Abstract
As sequencing technologies expand, more individual genomes and transcriptomes become available and can be used to refine existing species annotations. Annotations are currently generated by automated pipelines and maintained by manual curation. These pipelines are limited in their ability to generalise across all domains of life. Even highly accurate pipelines produce erroneous predictions due to the large number of genes in most genomes.
PINAPL is a software suite designed to identify unannotated genes in annotated genomes. Evidence-based gene predictions are compared to existing annotations to highlight genes not present in a species‟ annotation. Evidences are collected which can help to identify a gene as plausibly existing in that species. These data are visualized in an interactive manner aimed at facilitating manual curation of results.

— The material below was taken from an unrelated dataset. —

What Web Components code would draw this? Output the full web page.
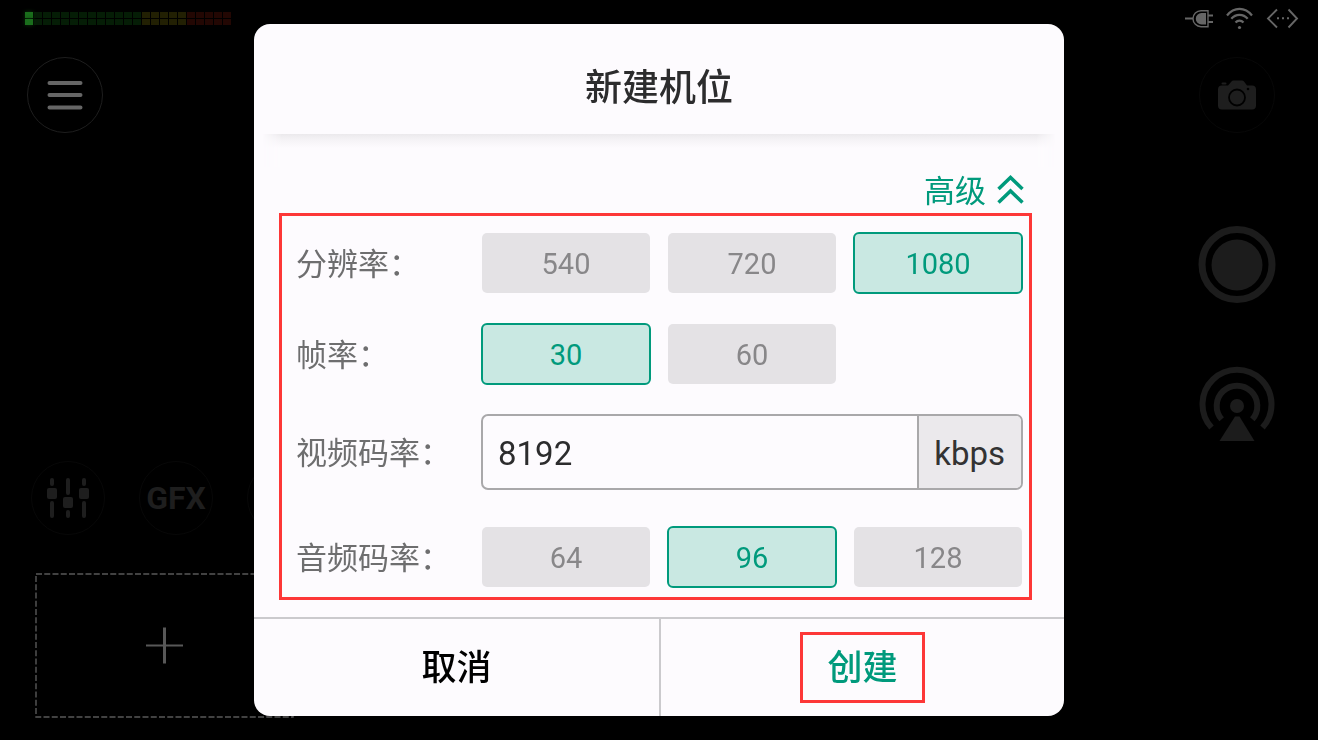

A number of well-supported, unannotated genes are identified by PINAPL, including RAG2 in Cod, KNL1 in Cow, and DOLK in Stickleback. These genes exhibit highly significant BLAST hits to existing genes with hundreds of orthologs, but which are missing in the respective genome annotations. Each of these genes plays an important role in cell biology and is linked to severe knockdown phenotypes. It is likely that these genes were missed by automated annotation methods.
PINAPL offers a comprehensive tool for running, visualizing, and curating unannotated genes in annotated genomes. The genes identified through PINAPL can be used to improve existing annotations to better represent an organism‟s biology, benefitting experimental and analytical work carried out based on that annotation.